How to create that look in your own garden? My first piece of advice is to forget – or at least push to the back of your mind – the ephemeral beauty of flowers. Instead concentrate on a carefully honed selection of hardy plants to provide plenty of enduring seasonal interest in the shape of architectural foliage, colourful bark/branches and handsome winter silhouettes.
Where space allows, that selection should include at least one tree. Classic choices suitable for smaller (but not tiny) gardens include the multi-stemmed silver birch (Betula utilis var. jacquemontii) whose ghostly silver limbs glimmer in the subdued light of an Irish winter’s day; the paper-bark maple (Acer griseum) and the Tibetan cherry (Prunus serrula), both deciduous small trees prized for their richly colourful bark; the evergreen, hugely decorative strawberry tree, which is a great choice for an exposed, coastal garden (Arbutus unedo); and myrtle (Luma apiculata), an evergreen small tree/ large shrub with mottled, cinnamon-coloured bark and aromatic foliage that thrives in milder gardens.
Where space is tight, shrubby species can be used instead of trees to give that same sense of winter structure and seasonal interest, especially if you ”skirt-lift” their lower branches or cloud-prune or topiarise them into interesting shapes. Not only does this create a sculptural winter silhouette – or what I call “plants with attitude” – it also frees up growing space beneath them and allows more light to filter through to the garden.
Examples of evergreen shrubby species suitable for this sort of treatment include the Portuguese laurel (Prunus lusitanica), pittosporum, varieties of Fatsia japonica and Fatsia polycarpa, Pseudopanax laetus, Phillyrea latifolia, bay (Laurus nobilis) and yew (Taxus baccata).
As long as they’re kept watered and fed, many of these shrubs can also be successfully grown in a large tub or very generous-sized pot for many years. So can many species of bamboo, tree ferns (suitable only for milder gardens) and acid-loving/ ericaceous plants such as rhododendron, camellia, skimmia and pieris, all of which can be used to give your garden the sort of lush, leafy, furnished feel that’s so welcome during an Irish winter. Just make sure to give the latter a lime-free/ ericaceous compost when you’re potting them up.
Other plants eminently suitable for winter containers include trailing ivies, box, sarcococca, varieties of Pinus mugo, hellebores, heuchera, heucherella, astelia, evergreen ferns including many different species/ varieties of Polystichum, and evergreen grasses including Carex testacea, Carex comans, Carex oshimensis and the majestic Chionochloa rubra.
As for the containers themselves, go for the largest you can afford – the lightest are made from resin or fibreglass – and stick to a style and colour scheme for maximum effect. Recommended stockists include all good garden centres as well as specialist suppliers such as Simonstown Architectural (simonstownarchitectural.ie).

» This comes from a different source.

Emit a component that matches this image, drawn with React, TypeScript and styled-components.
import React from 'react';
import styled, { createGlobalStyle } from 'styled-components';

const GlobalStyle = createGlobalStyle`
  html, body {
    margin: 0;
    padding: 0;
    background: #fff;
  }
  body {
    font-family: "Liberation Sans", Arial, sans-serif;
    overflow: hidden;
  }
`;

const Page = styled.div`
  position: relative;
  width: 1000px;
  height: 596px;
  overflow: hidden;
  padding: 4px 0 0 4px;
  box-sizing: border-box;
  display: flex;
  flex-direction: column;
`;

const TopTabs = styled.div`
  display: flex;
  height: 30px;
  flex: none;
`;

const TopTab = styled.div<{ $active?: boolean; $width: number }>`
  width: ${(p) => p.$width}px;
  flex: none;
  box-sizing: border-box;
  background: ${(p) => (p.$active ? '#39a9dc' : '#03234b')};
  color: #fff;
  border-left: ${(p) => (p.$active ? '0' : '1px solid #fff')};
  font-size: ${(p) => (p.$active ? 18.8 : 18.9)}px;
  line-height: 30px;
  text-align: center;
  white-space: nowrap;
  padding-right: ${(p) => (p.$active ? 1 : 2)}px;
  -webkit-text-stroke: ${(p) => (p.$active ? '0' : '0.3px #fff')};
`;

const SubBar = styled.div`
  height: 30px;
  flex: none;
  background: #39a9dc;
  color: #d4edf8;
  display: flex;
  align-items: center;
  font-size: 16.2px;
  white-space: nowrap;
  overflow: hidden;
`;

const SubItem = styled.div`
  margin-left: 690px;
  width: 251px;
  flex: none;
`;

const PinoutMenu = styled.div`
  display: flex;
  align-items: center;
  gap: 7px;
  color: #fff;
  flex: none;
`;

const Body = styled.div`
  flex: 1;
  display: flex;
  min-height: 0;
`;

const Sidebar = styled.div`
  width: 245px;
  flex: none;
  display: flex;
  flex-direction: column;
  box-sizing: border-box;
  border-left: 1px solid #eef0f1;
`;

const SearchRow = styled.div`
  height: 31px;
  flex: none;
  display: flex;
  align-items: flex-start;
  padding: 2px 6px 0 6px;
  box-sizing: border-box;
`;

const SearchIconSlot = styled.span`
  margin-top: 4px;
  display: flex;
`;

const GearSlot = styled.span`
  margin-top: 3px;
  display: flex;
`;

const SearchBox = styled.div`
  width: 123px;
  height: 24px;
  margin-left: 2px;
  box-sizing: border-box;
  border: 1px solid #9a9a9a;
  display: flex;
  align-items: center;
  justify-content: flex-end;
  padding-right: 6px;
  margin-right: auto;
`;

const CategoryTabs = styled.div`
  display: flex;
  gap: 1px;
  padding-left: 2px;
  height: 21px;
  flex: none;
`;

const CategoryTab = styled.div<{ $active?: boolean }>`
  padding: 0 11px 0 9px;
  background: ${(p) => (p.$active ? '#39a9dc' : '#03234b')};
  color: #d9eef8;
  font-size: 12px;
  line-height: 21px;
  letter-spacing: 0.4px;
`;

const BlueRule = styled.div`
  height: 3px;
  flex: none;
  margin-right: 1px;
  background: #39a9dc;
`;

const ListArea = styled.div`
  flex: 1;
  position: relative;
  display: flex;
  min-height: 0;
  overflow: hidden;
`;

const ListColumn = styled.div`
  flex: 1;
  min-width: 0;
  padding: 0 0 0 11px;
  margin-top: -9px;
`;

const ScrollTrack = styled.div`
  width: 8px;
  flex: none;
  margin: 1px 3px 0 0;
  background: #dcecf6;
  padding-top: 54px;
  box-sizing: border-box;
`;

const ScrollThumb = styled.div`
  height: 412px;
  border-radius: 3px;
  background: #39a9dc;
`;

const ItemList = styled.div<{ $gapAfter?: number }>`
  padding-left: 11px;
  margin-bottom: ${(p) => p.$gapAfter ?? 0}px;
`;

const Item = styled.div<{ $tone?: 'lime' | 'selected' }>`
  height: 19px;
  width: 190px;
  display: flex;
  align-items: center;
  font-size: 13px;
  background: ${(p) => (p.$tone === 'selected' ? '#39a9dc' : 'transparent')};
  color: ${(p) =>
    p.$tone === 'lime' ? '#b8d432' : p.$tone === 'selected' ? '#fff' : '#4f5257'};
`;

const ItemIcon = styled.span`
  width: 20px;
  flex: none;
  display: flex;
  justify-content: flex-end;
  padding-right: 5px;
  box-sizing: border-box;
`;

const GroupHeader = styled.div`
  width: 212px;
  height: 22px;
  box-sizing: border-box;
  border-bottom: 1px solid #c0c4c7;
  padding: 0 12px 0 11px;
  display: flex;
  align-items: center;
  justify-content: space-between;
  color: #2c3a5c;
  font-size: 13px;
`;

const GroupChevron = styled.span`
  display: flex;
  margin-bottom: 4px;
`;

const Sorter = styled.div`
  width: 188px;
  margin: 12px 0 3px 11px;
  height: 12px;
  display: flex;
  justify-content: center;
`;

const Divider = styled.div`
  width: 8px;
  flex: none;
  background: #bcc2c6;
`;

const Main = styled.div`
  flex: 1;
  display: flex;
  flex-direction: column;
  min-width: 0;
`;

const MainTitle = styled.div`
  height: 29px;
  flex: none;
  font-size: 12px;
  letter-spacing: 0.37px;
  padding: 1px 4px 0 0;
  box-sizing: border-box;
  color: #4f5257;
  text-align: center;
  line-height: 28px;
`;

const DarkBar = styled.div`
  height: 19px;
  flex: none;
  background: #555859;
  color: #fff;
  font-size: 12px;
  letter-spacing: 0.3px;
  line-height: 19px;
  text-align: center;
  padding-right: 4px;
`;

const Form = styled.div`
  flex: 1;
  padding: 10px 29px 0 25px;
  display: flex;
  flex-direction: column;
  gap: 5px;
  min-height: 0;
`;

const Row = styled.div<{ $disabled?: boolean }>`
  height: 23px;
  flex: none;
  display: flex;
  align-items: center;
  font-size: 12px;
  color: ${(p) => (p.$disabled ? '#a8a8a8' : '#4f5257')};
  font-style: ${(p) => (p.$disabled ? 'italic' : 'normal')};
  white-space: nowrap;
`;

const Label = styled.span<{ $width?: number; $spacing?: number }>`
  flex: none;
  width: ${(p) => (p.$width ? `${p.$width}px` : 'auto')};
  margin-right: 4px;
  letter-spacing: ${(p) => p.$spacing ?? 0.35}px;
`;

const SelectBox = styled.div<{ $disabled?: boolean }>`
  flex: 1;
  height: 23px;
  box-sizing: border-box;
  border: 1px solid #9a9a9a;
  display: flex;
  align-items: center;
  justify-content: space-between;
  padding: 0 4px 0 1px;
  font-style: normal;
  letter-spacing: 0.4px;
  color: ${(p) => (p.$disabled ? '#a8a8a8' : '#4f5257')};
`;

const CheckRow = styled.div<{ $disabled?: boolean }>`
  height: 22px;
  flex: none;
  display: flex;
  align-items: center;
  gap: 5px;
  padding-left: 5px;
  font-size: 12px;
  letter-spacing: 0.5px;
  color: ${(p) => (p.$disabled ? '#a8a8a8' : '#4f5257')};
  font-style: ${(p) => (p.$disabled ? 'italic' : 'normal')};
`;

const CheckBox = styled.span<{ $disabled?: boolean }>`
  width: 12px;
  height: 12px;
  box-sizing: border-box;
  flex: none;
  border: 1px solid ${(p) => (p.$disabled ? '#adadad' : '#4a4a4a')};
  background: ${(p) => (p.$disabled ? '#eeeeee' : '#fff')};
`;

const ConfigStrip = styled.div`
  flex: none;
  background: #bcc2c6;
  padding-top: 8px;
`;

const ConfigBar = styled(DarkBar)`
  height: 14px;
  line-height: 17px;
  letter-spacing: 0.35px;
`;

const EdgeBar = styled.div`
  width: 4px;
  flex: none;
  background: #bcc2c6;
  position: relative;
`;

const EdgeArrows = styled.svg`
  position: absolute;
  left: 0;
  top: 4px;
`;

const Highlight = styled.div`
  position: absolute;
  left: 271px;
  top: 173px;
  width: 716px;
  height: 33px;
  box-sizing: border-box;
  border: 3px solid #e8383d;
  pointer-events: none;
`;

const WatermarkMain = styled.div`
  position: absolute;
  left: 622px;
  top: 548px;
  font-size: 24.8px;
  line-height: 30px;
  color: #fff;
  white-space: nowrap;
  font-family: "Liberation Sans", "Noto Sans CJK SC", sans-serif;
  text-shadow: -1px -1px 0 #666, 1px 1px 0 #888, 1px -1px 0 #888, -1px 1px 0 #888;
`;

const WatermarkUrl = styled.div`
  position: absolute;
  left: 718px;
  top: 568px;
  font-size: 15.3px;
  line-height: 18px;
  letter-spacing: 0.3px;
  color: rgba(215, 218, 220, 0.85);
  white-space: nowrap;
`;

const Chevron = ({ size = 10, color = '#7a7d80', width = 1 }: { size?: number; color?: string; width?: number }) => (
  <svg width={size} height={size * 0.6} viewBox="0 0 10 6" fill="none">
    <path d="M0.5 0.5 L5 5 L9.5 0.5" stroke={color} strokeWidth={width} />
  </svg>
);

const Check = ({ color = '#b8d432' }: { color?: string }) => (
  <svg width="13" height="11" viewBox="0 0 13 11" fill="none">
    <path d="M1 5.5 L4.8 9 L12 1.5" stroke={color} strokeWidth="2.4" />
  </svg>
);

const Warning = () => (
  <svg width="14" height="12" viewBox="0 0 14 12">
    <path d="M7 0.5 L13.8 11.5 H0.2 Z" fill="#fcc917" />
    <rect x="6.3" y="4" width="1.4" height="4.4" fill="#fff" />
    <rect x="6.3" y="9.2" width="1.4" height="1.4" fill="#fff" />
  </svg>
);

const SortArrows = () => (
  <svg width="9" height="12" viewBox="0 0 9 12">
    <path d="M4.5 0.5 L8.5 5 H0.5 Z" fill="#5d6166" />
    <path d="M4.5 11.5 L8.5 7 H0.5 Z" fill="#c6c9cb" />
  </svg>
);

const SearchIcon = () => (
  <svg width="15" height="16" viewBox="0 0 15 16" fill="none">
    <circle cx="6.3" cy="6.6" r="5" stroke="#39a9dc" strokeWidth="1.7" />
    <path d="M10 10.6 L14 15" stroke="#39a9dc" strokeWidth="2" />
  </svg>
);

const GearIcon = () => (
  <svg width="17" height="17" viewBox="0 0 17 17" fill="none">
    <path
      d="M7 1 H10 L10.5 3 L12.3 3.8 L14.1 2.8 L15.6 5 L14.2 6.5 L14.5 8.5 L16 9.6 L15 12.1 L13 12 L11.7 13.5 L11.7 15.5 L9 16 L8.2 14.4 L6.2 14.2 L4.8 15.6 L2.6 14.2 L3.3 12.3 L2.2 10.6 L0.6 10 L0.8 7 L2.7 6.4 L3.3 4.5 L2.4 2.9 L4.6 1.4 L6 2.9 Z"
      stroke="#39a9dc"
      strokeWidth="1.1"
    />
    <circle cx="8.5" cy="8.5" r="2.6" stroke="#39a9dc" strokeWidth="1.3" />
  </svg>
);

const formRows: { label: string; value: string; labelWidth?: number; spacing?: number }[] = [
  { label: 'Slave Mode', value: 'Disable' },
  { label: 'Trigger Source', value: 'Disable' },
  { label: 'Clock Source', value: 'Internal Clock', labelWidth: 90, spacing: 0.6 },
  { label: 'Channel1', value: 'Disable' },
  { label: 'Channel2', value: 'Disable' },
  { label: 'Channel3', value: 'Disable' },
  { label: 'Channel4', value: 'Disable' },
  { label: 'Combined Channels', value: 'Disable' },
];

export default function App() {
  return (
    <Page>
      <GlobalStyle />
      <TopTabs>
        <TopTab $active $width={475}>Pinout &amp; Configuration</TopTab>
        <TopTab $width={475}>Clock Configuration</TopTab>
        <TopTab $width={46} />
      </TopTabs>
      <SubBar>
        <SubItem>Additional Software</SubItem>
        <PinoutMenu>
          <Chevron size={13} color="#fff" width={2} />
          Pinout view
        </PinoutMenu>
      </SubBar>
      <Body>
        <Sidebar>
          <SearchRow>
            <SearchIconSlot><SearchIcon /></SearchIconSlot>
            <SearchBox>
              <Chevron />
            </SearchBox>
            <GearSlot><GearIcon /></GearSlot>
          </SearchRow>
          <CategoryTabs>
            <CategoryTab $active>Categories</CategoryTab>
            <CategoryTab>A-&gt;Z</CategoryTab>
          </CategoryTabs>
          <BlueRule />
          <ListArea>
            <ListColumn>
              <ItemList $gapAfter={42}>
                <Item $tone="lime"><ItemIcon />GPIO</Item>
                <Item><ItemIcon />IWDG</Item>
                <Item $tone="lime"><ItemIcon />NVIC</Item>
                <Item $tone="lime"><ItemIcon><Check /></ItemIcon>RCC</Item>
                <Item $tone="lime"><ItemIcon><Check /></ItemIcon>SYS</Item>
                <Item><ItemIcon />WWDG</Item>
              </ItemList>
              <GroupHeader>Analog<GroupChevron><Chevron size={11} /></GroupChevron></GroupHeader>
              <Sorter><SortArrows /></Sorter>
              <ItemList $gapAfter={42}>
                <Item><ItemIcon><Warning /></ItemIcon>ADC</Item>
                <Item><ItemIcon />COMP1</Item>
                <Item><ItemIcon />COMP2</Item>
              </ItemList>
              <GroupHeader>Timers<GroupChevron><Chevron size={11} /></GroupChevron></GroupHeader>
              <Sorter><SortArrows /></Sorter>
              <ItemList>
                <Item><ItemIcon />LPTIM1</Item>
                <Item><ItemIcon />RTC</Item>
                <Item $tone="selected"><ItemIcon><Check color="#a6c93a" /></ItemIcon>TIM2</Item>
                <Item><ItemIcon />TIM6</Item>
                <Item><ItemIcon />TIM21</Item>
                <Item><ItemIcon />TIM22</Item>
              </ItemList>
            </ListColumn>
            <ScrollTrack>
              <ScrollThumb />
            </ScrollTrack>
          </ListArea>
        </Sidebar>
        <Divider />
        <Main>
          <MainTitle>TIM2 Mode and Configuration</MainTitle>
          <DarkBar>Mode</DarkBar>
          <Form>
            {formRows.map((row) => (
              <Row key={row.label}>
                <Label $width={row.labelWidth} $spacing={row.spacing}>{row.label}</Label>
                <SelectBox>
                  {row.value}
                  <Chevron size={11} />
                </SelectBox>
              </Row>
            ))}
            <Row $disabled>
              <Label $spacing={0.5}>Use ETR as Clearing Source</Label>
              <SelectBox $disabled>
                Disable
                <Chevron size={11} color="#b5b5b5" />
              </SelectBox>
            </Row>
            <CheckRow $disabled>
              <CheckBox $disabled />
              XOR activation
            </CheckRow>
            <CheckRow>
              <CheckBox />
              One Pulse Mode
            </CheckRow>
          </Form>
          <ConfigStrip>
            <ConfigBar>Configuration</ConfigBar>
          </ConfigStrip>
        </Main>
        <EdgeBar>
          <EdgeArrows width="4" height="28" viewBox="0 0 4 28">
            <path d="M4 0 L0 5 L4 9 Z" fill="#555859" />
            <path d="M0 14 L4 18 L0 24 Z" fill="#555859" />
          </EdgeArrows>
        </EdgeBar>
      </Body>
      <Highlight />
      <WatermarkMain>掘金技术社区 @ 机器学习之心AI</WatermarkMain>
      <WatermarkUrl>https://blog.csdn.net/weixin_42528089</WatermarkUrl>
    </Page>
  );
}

You can also, budget-permitting, get large pots and containers custom-made to the exact dimensions you require and in the colour of your choice, right down to matching the exact shade of your living-room walls or kitchen cabinets (see dundalkengineering.ie,galco.ie and dunboynepowdercoating.com).
If in doubt, choose neutral/classic shades that won’t date, won’t clash with your indoor furnishings and will provide a handsome foil for your plants. For maximum visual impact, arrange these containers together in a generous cluster.
Plants and pots aside, your garden’s bone structure – its paths, paving, walls and/or fencing and the way these have been incorporated within its overall design– will make a huge difference to its appearance in winter. If you think yours is in need of a major redesign, consider employing the help of a professional (see glda.ie). But there are many other simple ways to give it a revamp.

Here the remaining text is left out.